SET PROBLEM
Go through the material below and copy all lines with "screenshot".

SUPPLIED DATA
>> begin
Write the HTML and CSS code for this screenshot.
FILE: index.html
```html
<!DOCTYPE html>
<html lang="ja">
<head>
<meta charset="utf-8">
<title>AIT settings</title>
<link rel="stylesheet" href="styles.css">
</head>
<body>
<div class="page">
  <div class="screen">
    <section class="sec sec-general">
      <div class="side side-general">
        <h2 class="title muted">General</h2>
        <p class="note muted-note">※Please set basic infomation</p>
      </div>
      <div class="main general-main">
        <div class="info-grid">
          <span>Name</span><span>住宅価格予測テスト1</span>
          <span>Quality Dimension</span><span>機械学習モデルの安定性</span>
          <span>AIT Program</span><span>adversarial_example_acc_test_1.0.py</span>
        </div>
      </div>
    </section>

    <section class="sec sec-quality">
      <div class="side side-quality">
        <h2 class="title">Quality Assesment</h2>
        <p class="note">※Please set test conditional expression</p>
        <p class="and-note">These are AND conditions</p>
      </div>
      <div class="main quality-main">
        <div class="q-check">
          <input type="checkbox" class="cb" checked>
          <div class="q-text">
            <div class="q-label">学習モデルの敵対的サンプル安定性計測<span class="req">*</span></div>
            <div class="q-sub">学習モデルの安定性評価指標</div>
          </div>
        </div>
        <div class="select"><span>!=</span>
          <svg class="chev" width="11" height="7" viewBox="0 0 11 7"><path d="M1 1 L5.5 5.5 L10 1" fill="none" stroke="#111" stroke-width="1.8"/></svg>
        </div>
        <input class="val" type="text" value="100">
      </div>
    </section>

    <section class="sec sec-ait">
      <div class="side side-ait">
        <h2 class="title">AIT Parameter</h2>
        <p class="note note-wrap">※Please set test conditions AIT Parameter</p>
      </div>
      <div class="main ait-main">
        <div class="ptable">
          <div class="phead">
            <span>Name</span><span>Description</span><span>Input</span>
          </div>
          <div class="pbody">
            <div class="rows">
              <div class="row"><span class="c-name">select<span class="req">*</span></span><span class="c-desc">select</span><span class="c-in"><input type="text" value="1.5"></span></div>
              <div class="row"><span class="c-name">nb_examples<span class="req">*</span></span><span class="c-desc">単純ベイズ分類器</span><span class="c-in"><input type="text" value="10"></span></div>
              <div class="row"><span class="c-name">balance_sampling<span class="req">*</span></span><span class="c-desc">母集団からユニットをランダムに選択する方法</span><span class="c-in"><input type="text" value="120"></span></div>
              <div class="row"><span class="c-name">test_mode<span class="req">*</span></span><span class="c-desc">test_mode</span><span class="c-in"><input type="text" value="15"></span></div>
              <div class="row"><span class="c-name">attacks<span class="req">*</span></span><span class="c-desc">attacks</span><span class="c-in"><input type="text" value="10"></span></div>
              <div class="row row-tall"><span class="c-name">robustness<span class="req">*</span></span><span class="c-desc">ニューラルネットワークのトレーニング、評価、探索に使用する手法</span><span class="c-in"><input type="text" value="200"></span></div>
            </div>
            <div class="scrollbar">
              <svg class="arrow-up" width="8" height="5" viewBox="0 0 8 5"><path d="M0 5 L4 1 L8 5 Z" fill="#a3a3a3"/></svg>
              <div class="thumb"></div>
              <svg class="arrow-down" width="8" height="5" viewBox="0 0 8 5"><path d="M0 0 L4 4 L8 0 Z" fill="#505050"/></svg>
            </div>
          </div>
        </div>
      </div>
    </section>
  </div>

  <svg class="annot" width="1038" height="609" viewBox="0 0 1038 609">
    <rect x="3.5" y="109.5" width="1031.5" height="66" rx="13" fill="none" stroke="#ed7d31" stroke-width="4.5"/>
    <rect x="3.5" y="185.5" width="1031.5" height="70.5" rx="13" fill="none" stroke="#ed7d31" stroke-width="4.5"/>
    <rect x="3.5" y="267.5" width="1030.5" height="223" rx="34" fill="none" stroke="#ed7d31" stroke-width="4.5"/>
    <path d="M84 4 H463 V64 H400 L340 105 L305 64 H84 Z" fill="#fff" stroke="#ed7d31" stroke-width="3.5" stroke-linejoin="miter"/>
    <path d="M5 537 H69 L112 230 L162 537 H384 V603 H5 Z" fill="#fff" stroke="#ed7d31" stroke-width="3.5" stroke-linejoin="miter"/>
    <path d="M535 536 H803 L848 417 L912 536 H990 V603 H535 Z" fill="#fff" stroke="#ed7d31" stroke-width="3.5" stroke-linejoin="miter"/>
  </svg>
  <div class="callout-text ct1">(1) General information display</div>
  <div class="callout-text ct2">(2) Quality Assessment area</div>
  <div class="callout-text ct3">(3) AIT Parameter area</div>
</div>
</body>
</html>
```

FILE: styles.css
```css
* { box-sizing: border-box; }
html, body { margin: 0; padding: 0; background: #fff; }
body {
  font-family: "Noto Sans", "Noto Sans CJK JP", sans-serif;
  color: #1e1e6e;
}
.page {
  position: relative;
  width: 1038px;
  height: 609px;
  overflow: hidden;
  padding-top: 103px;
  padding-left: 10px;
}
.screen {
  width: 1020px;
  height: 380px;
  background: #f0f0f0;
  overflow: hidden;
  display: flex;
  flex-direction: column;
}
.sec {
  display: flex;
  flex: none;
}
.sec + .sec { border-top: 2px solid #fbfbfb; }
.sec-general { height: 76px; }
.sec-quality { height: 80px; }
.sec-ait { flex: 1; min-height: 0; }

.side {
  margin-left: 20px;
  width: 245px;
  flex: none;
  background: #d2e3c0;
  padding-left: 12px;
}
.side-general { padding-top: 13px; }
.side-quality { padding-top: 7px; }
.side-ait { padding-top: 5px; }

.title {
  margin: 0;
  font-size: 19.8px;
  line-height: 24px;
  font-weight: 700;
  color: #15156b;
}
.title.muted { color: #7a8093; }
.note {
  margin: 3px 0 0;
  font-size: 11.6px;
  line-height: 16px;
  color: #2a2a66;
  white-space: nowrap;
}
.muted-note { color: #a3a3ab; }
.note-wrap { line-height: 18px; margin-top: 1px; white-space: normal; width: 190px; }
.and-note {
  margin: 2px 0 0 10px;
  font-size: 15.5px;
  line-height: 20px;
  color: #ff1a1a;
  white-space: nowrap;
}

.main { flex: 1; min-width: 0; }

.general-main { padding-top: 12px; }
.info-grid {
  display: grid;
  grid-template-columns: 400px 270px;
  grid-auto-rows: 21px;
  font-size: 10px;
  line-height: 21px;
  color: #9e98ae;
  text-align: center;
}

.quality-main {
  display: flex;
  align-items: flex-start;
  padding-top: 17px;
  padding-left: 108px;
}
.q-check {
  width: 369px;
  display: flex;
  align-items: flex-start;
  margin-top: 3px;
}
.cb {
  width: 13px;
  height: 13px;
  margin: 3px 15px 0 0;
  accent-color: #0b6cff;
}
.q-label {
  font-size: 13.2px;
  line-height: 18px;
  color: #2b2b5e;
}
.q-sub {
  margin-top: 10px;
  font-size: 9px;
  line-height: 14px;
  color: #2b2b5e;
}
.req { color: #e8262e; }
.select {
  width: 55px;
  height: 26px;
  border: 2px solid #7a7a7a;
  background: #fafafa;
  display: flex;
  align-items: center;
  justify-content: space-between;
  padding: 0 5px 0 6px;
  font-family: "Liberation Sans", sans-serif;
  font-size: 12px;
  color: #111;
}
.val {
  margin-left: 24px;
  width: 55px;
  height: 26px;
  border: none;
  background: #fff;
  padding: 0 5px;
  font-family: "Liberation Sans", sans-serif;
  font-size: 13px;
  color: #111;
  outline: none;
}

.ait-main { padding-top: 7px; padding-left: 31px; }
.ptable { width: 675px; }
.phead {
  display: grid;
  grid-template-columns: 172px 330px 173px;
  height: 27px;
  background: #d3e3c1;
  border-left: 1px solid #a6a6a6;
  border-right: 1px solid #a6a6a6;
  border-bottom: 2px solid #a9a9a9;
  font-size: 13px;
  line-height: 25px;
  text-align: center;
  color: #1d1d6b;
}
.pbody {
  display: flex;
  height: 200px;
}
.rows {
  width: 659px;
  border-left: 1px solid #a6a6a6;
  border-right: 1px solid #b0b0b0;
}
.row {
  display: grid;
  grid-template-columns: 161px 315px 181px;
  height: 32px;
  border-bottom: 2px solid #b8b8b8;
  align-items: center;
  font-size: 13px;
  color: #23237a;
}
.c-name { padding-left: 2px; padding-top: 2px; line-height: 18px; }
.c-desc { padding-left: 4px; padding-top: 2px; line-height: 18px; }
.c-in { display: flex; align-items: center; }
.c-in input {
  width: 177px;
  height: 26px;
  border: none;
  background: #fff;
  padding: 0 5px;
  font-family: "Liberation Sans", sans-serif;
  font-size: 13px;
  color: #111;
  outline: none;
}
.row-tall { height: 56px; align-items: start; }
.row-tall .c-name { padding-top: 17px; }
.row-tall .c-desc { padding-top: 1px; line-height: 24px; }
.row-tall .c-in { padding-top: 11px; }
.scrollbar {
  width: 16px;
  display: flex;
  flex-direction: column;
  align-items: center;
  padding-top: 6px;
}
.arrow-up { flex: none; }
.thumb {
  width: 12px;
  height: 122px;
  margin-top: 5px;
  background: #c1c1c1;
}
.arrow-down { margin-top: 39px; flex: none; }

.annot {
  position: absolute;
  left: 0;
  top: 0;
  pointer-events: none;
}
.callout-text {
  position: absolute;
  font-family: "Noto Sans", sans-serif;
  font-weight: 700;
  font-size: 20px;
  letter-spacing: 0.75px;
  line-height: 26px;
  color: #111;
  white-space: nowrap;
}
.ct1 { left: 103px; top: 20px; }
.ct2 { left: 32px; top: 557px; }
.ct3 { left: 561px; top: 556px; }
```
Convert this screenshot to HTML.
>> end
PROBLEM SOLUTION
Write the HTML and CSS code for this screenshot.
Convert this screenshot to HTML.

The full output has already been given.